30 / 60 / 90-Day Plan
First 30 Days
- Split your materials into two application packets: one for newsroom/editorial roles and one for institutional multimedia roles.
- Rebuild your portfolio homepage so the first screen shows writing, video, and visual work in one place rather than forcing recruiters to guess your range.
- Create one new piece that demonstrates data or verification skill and one piece that shows fast multimedia turnaround using an AI-assisted workflow you can explain clearly.
- Make a target list of local employer types, not just titles: performing arts groups, broadcasters, colleges, healthcare systems, and enterprise organizations with in-house media needs.
Days 31-60
- Apply to a consistent weekly mix of on-site entry or mid-level jobs, because the market is heavily on-site and waiting for remote openings will narrow your odds.
- Add one proof point for production discipline such as a before-and-after edit breakdown, shot list, run-of-show, or project timeline.
- Finish a short course or guided lab in AI-assisted journalism or production and add the outputs, not just the credential, to your portfolio.
- Reach back to every application older than three weeks with a tailored follow-up that includes a relevant new clip or work sample.
Days 61-90
- If newsroom traction is weak, deliberately expand into communications, brand content, or design-adjacent multimedia roles instead of repeating the same applications.
- Package your best work into three role-specific reels or sample sets: reporter/editor, video producer, and institutional storyteller.
- Ask five working professionals for portfolio feedback focused on whether your work looks hire-ready for their exact environment, then revise based on recurring comments.
- Track response rates by sub-role and employer type so you can double down on the lane that is actually returning interviews, not the lane that feels most familiar.
Methodology and Confidence
This June 2026 report was generated on July 10, 2026. Latest direct national data: June 2026. Latest direct Philadelphia-Camden-Wilmington, PA-NJ-DE-MD data: July 2026.
Confidence: Overall confidence: Medium.
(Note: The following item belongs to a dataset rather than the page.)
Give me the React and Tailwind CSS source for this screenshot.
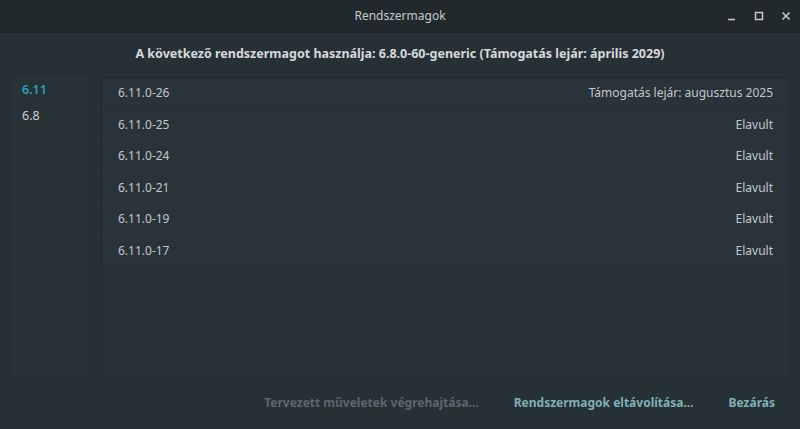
import { useState } from 'react';

const kernels = [
  { name: '6.11.0-26', status: 'Támogatás lejár: augusztus 2025' },
  { name: '6.11.0-25', status: 'Elavult' },
  { name: '6.11.0-24', status: 'Elavult' },
  { name: '6.11.0-21', status: 'Elavult' },
  { name: '6.11.0-19', status: 'Elavult' },
  { name: '6.11.0-17', status: 'Elavult' },
];

export default function App() {
  const [series, setSeries] = useState('6.11');

  return (
    <div
      className="w-[800px] h-[429px] flex flex-col bg-[#263136] text-[#c9ced1] overflow-hidden"
      style={{ fontFamily: '"Noto Sans", "Open Sans", sans-serif' }}
    >
      {/* fejléc */}
      <div className="h-[33px] shrink-0 flex items-center justify-center relative bg-[#21292d] border-b border-[#1d2427]">
        <span className="text-[12px] text-[#c5cacd]">Rendszermagok</span>
        <div className="absolute right-0 top-0 h-full flex items-center gap-[17px] pr-[9px]">
          <svg width="10" height="10" viewBox="0 0 10 10" className="text-[#c5cacd]">
            <path d="M1 8.5h7" stroke="currentColor" strokeWidth="1.6" />
          </svg>
          <svg width="10" height="10" viewBox="0 0 10 10" className="text-[#c5cacd]">
            <rect x="1.5" y="1.5" width="7" height="7" fill="none" stroke="currentColor" strokeWidth="1.5" />
          </svg>
          <svg width="10" height="10" viewBox="0 0 10 10" className="text-[#c5cacd]">
            <path d="M1.5 1.5l7 7M8.5 1.5l-7 7" stroke="currentColor" strokeWidth="1.6" />
          </svg>
        </div>
      </div>

      <div className="h-[39px] shrink-0 flex items-center justify-center pt-[3px]">
        <span className="text-[12.5px] font-bold text-[#d6d9db]">
          A következő rendszermagot használja: 6.8.0-60-generic (Támogatás lejár: április 2029)
        </span>
      </div>

      <div className="flex gap-[11px] px-[10px] h-[305px]">
        <div className="w-[80px] border border-[#222b2f] bg-[#273237] pt-[4px] flex flex-col">
          {['6.11', '6.8'].map((s) => (
            <button
              key={s}
              onClick={() => setSeries(s)}
              className={`text-left pl-[11px] h-[26px] text-[12.5px] ${series === s ? 'text-[#2aa1b7] font-semibold' : 'text-[#c9ced1]'}`}
            >
              {s}
            </button>
          ))}
        </div>

        <div className="flex-1 mt-[5px] border border-[#222b2f] bg-[#273237] flex flex-col">
          {kernels.map((k) => (
            <div
              key={k.name}
              className="h-[31.5px] flex items-center justify-between px-[16px] bg-[#28333a] border-b border-[#242d32] text-[12px] text-[#c3c8cb]"
            >
              <span>{k.name}</span>
              <span>{k.status}</span>
            </div>
          ))}
        </div>
      </div>

      <div className="flex-1 flex items-center justify-end gap-[35px] pr-[25px] text-[12px] font-bold">
        <span className="text-[#5b676d]">Tervezett műveletek végrehajtása...</span>
        <span className="text-[#7fb0b3]">Rendszermagok eltávolítása...</span>
        <span className="text-[#7fb0b3]">Bezárás</span>
      </div>
    </div>
  );
}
Local labor data is useful here, but some conclusions still rely on broader category and posting proxies.
Limitations
- The cleanest direct metro benchmark here is for news analysts, reporters, and journalists, and it dates to May 2022, so it does not fully capture today's broader mix of video, audio, performance, and technical-writing work.[24]
- Several local year-over-year labor-market changes cited for May 2026 are preliminary, so small revisions are still possible.[8][31][9][10]
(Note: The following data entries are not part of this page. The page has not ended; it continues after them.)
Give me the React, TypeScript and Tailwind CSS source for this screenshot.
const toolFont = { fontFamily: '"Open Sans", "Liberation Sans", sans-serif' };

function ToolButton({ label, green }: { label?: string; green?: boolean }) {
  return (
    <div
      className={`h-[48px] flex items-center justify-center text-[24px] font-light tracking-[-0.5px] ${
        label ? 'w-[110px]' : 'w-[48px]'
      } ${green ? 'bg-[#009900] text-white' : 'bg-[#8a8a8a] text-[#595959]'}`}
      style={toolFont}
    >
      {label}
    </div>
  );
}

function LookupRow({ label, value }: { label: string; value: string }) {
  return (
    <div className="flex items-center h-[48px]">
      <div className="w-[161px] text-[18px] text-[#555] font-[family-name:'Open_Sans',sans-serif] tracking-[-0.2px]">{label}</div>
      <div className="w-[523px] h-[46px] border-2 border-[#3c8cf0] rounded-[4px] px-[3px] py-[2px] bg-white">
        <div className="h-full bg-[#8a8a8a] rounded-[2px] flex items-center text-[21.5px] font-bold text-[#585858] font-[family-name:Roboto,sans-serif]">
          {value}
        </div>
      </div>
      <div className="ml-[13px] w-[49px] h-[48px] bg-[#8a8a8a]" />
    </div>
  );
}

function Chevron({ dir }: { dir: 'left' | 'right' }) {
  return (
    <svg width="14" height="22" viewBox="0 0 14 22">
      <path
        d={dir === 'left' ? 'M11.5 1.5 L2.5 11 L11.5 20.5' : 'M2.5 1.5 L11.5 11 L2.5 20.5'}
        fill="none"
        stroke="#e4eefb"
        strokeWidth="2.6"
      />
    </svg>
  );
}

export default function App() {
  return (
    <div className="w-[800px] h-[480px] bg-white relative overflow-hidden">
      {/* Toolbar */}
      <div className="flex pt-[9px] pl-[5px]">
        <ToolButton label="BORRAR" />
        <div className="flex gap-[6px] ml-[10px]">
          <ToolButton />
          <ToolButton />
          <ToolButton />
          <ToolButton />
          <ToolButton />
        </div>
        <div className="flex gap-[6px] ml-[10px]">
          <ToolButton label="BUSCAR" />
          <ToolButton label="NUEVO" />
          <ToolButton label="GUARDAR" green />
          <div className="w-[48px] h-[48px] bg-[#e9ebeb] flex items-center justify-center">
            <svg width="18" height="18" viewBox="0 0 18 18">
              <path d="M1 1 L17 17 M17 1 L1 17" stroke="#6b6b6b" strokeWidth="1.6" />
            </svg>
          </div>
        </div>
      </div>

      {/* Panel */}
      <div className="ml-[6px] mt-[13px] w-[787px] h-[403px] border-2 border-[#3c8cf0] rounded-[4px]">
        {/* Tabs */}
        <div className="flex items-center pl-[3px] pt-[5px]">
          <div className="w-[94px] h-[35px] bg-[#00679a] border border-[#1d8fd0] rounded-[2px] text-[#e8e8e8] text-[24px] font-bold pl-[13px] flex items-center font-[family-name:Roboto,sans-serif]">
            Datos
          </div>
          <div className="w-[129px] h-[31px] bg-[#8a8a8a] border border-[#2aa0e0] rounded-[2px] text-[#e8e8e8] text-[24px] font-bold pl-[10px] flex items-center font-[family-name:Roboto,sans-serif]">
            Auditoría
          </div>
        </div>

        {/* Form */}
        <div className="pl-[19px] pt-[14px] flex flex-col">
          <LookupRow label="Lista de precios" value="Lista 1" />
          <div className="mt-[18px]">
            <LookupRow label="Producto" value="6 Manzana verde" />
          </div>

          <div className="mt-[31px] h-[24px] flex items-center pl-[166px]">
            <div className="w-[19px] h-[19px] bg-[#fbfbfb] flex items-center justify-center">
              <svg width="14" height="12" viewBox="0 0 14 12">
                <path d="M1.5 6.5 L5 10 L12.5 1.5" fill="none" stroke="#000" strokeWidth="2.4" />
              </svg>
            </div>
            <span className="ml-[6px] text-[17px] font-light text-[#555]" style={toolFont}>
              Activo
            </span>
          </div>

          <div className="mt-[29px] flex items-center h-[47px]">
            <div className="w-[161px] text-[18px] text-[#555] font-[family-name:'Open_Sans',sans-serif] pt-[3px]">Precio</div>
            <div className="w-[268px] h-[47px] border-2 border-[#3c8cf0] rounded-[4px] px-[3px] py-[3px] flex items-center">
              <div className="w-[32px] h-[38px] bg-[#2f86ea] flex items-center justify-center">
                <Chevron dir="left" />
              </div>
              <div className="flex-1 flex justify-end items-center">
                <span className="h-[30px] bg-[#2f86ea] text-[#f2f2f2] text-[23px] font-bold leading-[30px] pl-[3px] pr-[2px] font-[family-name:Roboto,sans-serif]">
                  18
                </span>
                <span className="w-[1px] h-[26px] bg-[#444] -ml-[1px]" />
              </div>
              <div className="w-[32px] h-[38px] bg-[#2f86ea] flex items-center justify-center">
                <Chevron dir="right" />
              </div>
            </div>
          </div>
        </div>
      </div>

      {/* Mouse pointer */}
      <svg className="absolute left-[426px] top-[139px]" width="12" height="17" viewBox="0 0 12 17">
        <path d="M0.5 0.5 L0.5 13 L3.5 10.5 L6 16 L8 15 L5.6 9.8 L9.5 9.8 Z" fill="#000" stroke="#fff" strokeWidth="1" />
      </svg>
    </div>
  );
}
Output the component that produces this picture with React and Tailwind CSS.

- Statewide labor data was used as a proxy where metro-level Revelio Public Labor Statistics is not published, so Pennsylvania direction signals may not match the Philadelphia metro exactly.[11][12][32]
- The Callings.ai job database is a partial, deduplicated sample of online postings, so leading employer names, skill patterns, and work-arrangement tendencies are more reliable than exact market totals or exact shares.[22][5][2][7]
- This category covers very different sub-markets, from traditional newsroom reporting to performing arts and institutional production, so pay and competition can vary much more than one category label suggests.[6][23]